The diagnosis was likely multiple sclerosis, the scientists speculated, which would make hers one of the first recorded cases. Her blindness and restored sight were neither curse nor miracle, but rather an affliction as ordinary as a failing nerve. MUCH ABOUT MULTIPLE sclerosis--what renders someone susceptible to it, for instance, or even what determines whether a predisposed person will begin having symptoms at fourteen or twenty-four--remains mysterious, as inscrutable to doctors now as the causes of Saint Lidwina''s suffering were in her day. What little we do know suggests that the immune system plays a key role.I Our immune system is armed for warfare, designed to neutralize and even physically devour anything it deems a threat. Most often, these threats are invaders from outside the body: viruses and bacteria, which the immune system recognizes as foreign by the telltale proteins and genetic sequences that mark their surfaces, different from the ones that make up the human body. Sometimes, these threats are from within: the dying cells filling a wound, for instance, which the immune system consumes so that they can be replaced with healthy tissue. In autoimmune diseases, including multiple sclerosis, something goes awry in the finely tuned machinery that distinguishes the body''s own healthy cells from a potential threat.

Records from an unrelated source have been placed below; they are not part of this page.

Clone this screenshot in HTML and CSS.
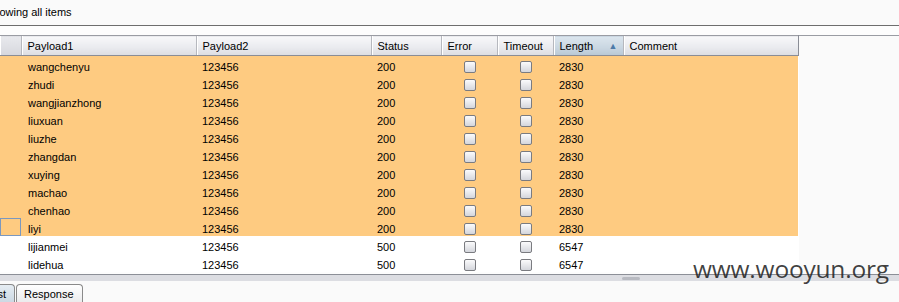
FILE: index.html
```html
<!DOCTYPE html>
<html>
<head>
    <title>Intruder Results</title>
    <meta charset="UTF-8">
    <link rel="stylesheet" href="styles.css">
</head>
<body>
    <div class="filter">Showing all items</div>

    <div class="grid-wrap">
        <table class="results">
            <colgroup>
                <col class="c-num"><col class="c-wide"><col class="c-wide"><col class="c-mid">
                <col class="c-small"><col class="c-small"><col class="c-mid"><col class="c-wide">
            </colgroup>
            <thead>
                <tr>
                    <th></th>
                    <th>Payload1</th>
                    <th>Payload2</th>
                    <th>Status</th>
                    <th>Error</th>
                    <th>Timeout</th>
                    <th class="sorted">Length <span class="arrow">&#9650;</span></th>
                    <th>Comment</th>
                </tr>
            </thead>
            <tbody id="rows"></tbody>
        </table>
        <div class="blank"></div>
    </div>

    <div class="scroll"><span class="thumb"></span></div>

    <div class="tabs">
        <div class="tab tab-request">Request</div>
        <div class="tab">Response</div>
    </div>

    <div class="watermark">www.wooyun.org</div>

    <script>
        var data = [
            ["wangchenyu", 200, 2830, true],
            ["zhudi", 200, 2830, true],
            ["wangjianzhong", 200, 2830, true],
            ["liuxuan", 200, 2830, true],
            ["liuzhe", 200, 2830, true],
            ["zhangdan", 200, 2830, true],
            ["xuying", 200, 2830, true],
            ["machao", 200, 2830, true],
            ["chenhao", 200, 2830, true],
            ["liyi", 200, 2830, true],
            ["lijianmei", 500, 6547, false],
            ["lidehua", 500, 6547, false]
        ];
        var html = "";
        data.forEach(function(r) {
            var cls = r[3] ? "hit" : "";
            var first = (r[0] === "liyi") ? '<td class="focus"></td>' : '<td></td>';
            html += '<tr class="' + cls + '">' + first +
                '<td>' + r[0] + '</td><td>123456</td><td>' + r[1] + '</td>' +
                '<td class="chk"><span class="box"></span></td>' +
                '<td class="chk"><span class="box"></span></td>' +
                '<td>' + r[2] + '</td><td></td></tr>';
        });
        document.getElementById("rows").innerHTML = html;
    </script>
</body>
</html>
```

FILE: styles.css
```css
body {
    margin: 0;
    background: #fafafa;
    font-family: 'Liberation Sans', Arial, sans-serif;
    font-size: 11px;
    color: #000000;
    position: relative;
    height: 302px;
    overflow: hidden;
}
.filter {
    height: 25px;
    line-height: 24px;
    margin-left: -14px;
    border-bottom: 1px solid #6e6e6e;
}
.grid-wrap {
    display: flex;
    align-items: flex-start;
    padding-top: 9px;
    background: #fdfdfd;
    height: 249px;
    overflow: hidden;
    border-bottom: 1px solid #8c8f97;
    box-sizing: border-box;
}
.results {
    border-collapse: collapse;
    table-layout: fixed;
    width: 798px;
    flex: none;
    background: #ffffff;
}
.blank {
    flex: 1;
    align-self: stretch;
    background: #fafafa;
    border-top: 1px solid #9a9ca3;
}
.c-num { width: 21px; }
.c-wide { width: 175px; }
.c-mid { width: 70px; }
.c-small { width: 56px; }
th {
    height: 20px;
    padding: 1px 0 0 6px;
    box-sizing: border-box;
    text-align: left;
    font-weight: normal;
    background: linear-gradient(#f8f8fa, #e9eaee 60%, #dcdde2);
    border-top: 1px solid #9a9ca3;
    border-bottom: 1px solid #8a8d96;
    border-left: 1px solid #b6b8be;
    box-shadow: inset 1px 0 0 #ffffff;
    white-space: nowrap;
}
th:first-child {
    border-left: none;
    background: linear-gradient(#e8e9ed, #d6d7dd);
}
th:last-child {
    border-right: 1px solid #8a8d96;
}
th.sorted {
    background: linear-gradient(#dce6ee, #c9d6e1 60%, #b9c8d5);
    position: relative;
}
.arrow {
    position: absolute;
    right: 5px;
    top: 5px;
    font-size: 9px;
    color: #4d7aa8;
}
td {
    height: 18px;
    padding: 4px 0 0 6px;
    box-sizing: border-box;
    white-space: nowrap;
}
td:nth-child(2) { padding-left: 7px; }
tr.hit td { background: #fecb81; }
td.focus {
    box-shadow: inset 0 0 0 1px #7b98bf;
}
td.chk {
    padding: 5px 0 0 0;
    vertical-align: top;
}
.box {
    display: block;
    width: 10px;
    height: 10px;
    margin: 0 auto;
    position: relative;
    left: 1px;
    border: 1px solid #7a7b80;
    border-radius: 2px;
    background: linear-gradient(#fbfbfc, #d4d6dc);
}
.scroll {
    height: 6px;
    background: #dcdde2;
    position: relative;
}
.thumb {
    position: absolute;
    left: 622px;
    top: 2px;
    width: 18px;
    height: 3px;
    border-radius: 2px;
    background: #b8bac1;
}
.tabs {
    display: flex;
    padding-top: 3px;
}
.tab {
    height: 18px;
    line-height: 19px;
    padding: 0 8px 0 7px;
    border: 1px solid #8a8a8a;
    border-bottom: none;
    border-radius: 4px 4px 0 0;
    background: linear-gradient(#ffffff, #eaeaec);
    font-size: 11px;
    margin-left: 1px;
}
.tab-request {
    margin-left: -43px;
    background: linear-gradient(#e6edf3, #cbd7e2);
}
.watermark {
    position: absolute;
    left: 693px;
    top: 252px;
    font-family: 'Open Sans', 'DejaVu Sans', sans-serif;
    font-size: 24.5px;
    color: rgba(30, 30, 30, 0.85);
    letter-spacing: -0.2px;
}
```
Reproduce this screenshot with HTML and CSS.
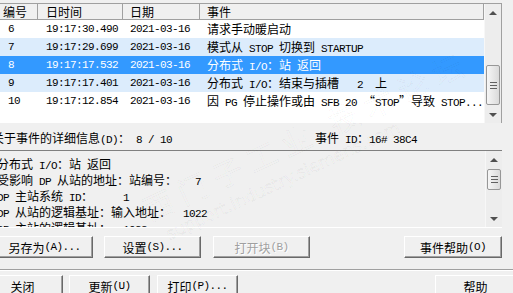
FILE: index.html
```html
<!DOCTYPE html>
<html lang="zh-CN">
<head>
  <meta charset="UTF-8" />
  <title>诊断缓冲区</title>
  <link rel="stylesheet" href="styles.css">
</head>
<body>
  <div class="dlg">
    <div class="list">
      <div class="grid">
        <div class="row head">
          <div class="c c1">编号</div>
          <div class="c c2">日时间</div>
          <div class="c c3">日期</div>
          <div class="c c4">事件</div>
        </div>
        <div class="row">
          <div class="c c1 m">6</div>
          <div class="c c2 m">19:17:30.490</div>
          <div class="c c3 m">2021-03-16</div>
          <div class="c c4">请求手动暖启动</div>
        </div>
        <div class="row alt">
          <div class="c c1 m">7</div>
          <div class="c c2 m">19:17:29.699</div>
          <div class="c c3 m">2021-03-16</div>
          <div class="c c4">模式从<span class="m"> STOP </span>切换到<span class="m"> STARTUP</span></div>
        </div>
        <div class="row sel">
          <div class="c c1 m">8</div>
          <div class="c c2 m">19:17:17.532</div>
          <div class="c c3 m">2021-03-16</div>
          <div class="c c4">分布式<span class="m"> I/O</span>：站<span class="m"> </span>返回</div>
        </div>
        <div class="row alt">
          <div class="c c1 m">9</div>
          <div class="c c2 m">19:17:17.401</div>
          <div class="c c3 m">2021-03-16</div>
          <div class="c c4">分布式<span class="m"> I/O</span>：结束与插槽<span class="m">   2  </span>上</div>
        </div>
        <div class="row">
          <div class="c c1 m">10</div>
          <div class="c c2 m">19:17:12.854</div>
          <div class="c c3 m">2021-03-16</div>
          <div class="c c4">因<span class="m"> PG </span>停止操作或由<span class="m"> SFB 20 </span>“<span class="m">STOP</span>”导致<span class="m"> STOP...</span></div>
        </div>
      </div>
      <div class="sb sb-list">
        <div class="arr up"></div>
        <div class="thumb"></div>
        <div class="arr down"></div>
      </div>
    </div>

    <div class="info">
      <div class="lbl">关于事件的详细信息<span class="m">(D)</span>：<span class="m"> 8 / 10</span></div>
      <div class="evid">事件<span class="m"> ID</span>：<span class="m">16# 38C4</span></div>
    </div>

    <div class="detail">
      <div class="txt">
        <p>分布式<span class="m"> I/O</span>：站<span class="m"> </span>返回</p>
        <p>受影响<span class="m"> DP </span>从站的地址：站编号：<span class="m">   7</span></p>
        <p><span class="m">DP </span>主站系统<span class="m"> ID</span>：<span class="m">     1</span></p>
        <p><span class="m">DP </span>从站的逻辑基址：输入地址：<span class="m">  1022</span></p>
        <p><span class="m">DP </span>主站的逻辑基址：<span class="m">  1023</span></p>
      </div>
      <div class="sb sb-detail">
        <div class="arr up"></div>
        <div class="thumb"></div>
        <div class="arr down"></div>
      </div>
    </div>

    <div class="btns top-btns">
      <div class="btn wide">另存为<span class="m">(A)...</span></div>
      <div class="btn wide">设置<span class="m">(S)...</span></div>
      <div class="btn wide off">打开块<span class="m">(B)</span></div>
      <div class="btn wide push">事件帮助<span class="m">(O)</span></div>
    </div>

    <div class="sep"></div>

    <div class="btns bottom-btns">
      <div class="btn">关闭</div>
      <div class="btn">更新<span class="m">(U)</span></div>
      <div class="btn">打印<span class="m">(P)...</span></div>
      <div class="btn push">帮助</div>
    </div>

    <div class="wm">
      <div class="wm-big">西门子工业 技术论坛</div>
      <div class="wm-url">support.industry.siemens.com</div>
    </div>
  </div>
</body>
</html>
```

FILE: styles.css
```css
* {
  margin: 0;
  padding: 0;
  box-sizing: border-box;
}

body {
  background: #f0f0f0;
  color: #000;
  font-family: "Noto Sans CJK SC", sans-serif;
  font-size: 12px;
  overflow: hidden;
}

.m {
  font-family: "Liberation Mono", monospace;
  font-size: 11px;
  letter-spacing: -0.6px;
}

.dlg {
  position: relative;
  width: 513px;
  height: 293px;
  padding-top: 3px;
  overflow: hidden;
}

/* event list */
.list {
  display: flex;
  height: 120px;
  margin: 0 11px 0 -2px;
  border-top: 1px solid #a0a0a0;
  border-right: 1px solid #a0a0a0;
  background: #fff;
}

.grid {
  flex: 1;
}

.row {
  display: grid;
  grid-template-columns: 40px 85px 77px 1fr;
  height: 18px;
  line-height: 18px;
  white-space: pre;
}

.row.head {
  height: 16px;
  line-height: 15px;
  background: #f0f0f0;
  border-bottom: 1px solid #a0a0a0;
}

.row.head .c {
  border-right: 1px solid #a0a0a0;
}

.c {
  overflow: hidden;
  padding-left: 7px;
}

.c1 { padding-left: 10px; }
.head .c1 { padding-left: 5px; }
.c2 { padding-left: 8px; }

.row.alt { background: #dcecfc; }
.row.sel { background: #3399ff; color: #fff; }

/* scrollbars */
.sb {
  width: 17px;
  display: flex;
  flex-direction: column;
  background: #ededed;
  border-left: 1px solid #f7f7f7;
}

.arr {
  height: 17px;
  display: flex;
  align-items: center;
  justify-content: center;
}

.arr::after {
  content: "";
  border-left: 4px solid transparent;
  border-right: 4px solid transparent;
}

.arr.up::after { border-bottom: 4px solid #505050; }
.arr.down { margin-top: auto; }
.arr.down::after { border-top: 4px solid #505050; }

.thumb {
  margin: 0 1px;
  border: 1px solid #979797;
  border-radius: 2px;
  background: linear-gradient(90deg, #f6f6f6, #dadada);
  display: flex;
  align-items: center;
  justify-content: center;
}

.thumb::after {
  content: "";
  width: 7px;
  height: 5px;
  border-top: 1px solid #606060;
  border-bottom: 1px solid #606060;
  background: linear-gradient(#606060, #606060) center / 100% 1px no-repeat;
}

.sb-list .thumb { height: 40px; margin-top: 44px; }
.sb-detail .thumb { height: 21px; margin-top: 1px; }

/* info line */
.info {
  display: flex;
  align-items: center;
  height: 27px;
  padding-top: 2px;
  white-space: pre;
}

.lbl { margin-left: -8px; }
.evid { margin-left: auto; margin-right: 96px; }

/* detail text */
.detail {
  display: flex;
  height: 78px;
  margin: 0 11px 0 -2px;
  border-top: 1px solid #808080;
  border-bottom: 1px solid #fff;
}

.txt {
  flex: 1;
  overflow: hidden;
  padding-top: 5px;
}

.txt p {
  height: 16px;
  line-height: 16px;
  margin-left: -1px;
  white-space: pre;
}

/* buttons */
.btns {
  display: flex;
}

.top-btns {
  margin: 8px 11px 0 -4px;
  gap: 11px;
}

.bottom-btns {
  margin: 4px -3px 0 -18px;
  gap: 6px;
}

.btn {
  width: 81px;
  height: 22px;
  display: flex;
  align-items: center;
  justify-content: center;
  white-space: pre;
  background: #f0f0f0;
  border: 1px solid;
  border-color: #fff #696969 #696969 #fff;
  box-shadow: inset -1px -1px 0 #a0a0a0;
}

.btn.wide { width: 97px; }
.btn.wide.push { width: 98px; }
.btn.off { color: #a0a0a0; text-shadow: 1px 1px 0 #fff; margin-left: 1px; }
.bottom-btns .btn:nth-child(3) { margin-left: 1px; }
.btn.push { margin-left: auto; }

.sep {
  margin-top: 11px;
  border-top: 1px solid #a0a0a0;
  border-bottom: 1px solid #fff;
}

/* faint forum watermark over the dialog */
.wm {
  position: absolute;
  left: 135px;
  top: 190px;
  transform: rotate(-25deg);
  transform-origin: left top;
  pointer-events: none;
  white-space: nowrap;
}

.wm-big {
  font-size: 30px;
  letter-spacing: 8px;
  color: transparent;
  -webkit-text-stroke: 1px rgba(0, 0, 0, 0.035);
}

.wm-url {
  margin-left: 10px;
  font-family: "DejaVu Sans", sans-serif;
  font-size: 17px;
  color: transparent;
  -webkit-text-stroke: 1px rgba(0, 0, 0, 0.035);
}
```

Instead of rooting out invading pathogens and cleaning up the debris of trauma, the immune system begins to devour the body it was designed to protect. At their core, these diseases represent a sort of civil war, the systems of the body in combat with one another. On the battleground of the body, the brain and spinal cord exist in a privileged space, protected from even the blood coursing through them by a microscopic barrier of tightly bound cells that rings every capillary like stones in a fortress wall. The barrier is intended to keep infections of the blood from drifting into the brain. In people with multiple sclerosis, this barrier becomes leaky, the immune cells that circulate in the blood breaching the fortress wall and invading the nervous system. In some ways, the nervous system is unfathomable; in others, it is remarkably banal. In our brains and spinal cords, the stuff of strength, sensation, and consciousness travels across vast distances--from cortex to extremities--as electricity, carried by the long, filamentous axons of each of our neurons. Each axon is encased in a fatty sheath of insulation, corralling the electrical signals it carries to keep them from leaking out before they reach their intended target.
Attacked by an overactive immune system, this insulation begins to fray, gnawed and degraded like the faulty, mouse-bitten wiring of an old house, the signal ebbing from bare patches of wire so that it grows weaker with each millimeter of the journey. Multiple sclerosis is the most common of a family of illnesses called demyelinating diseases for the way they erode the particles of protein and fat that make up this insulation-- myelin , the name derived from the Greek for "marrow," because of its abundance at the heart of the brain. On an MRI, multiple sclerosis is luminous, the gadolinium contrast injected into the blood vessels spillin.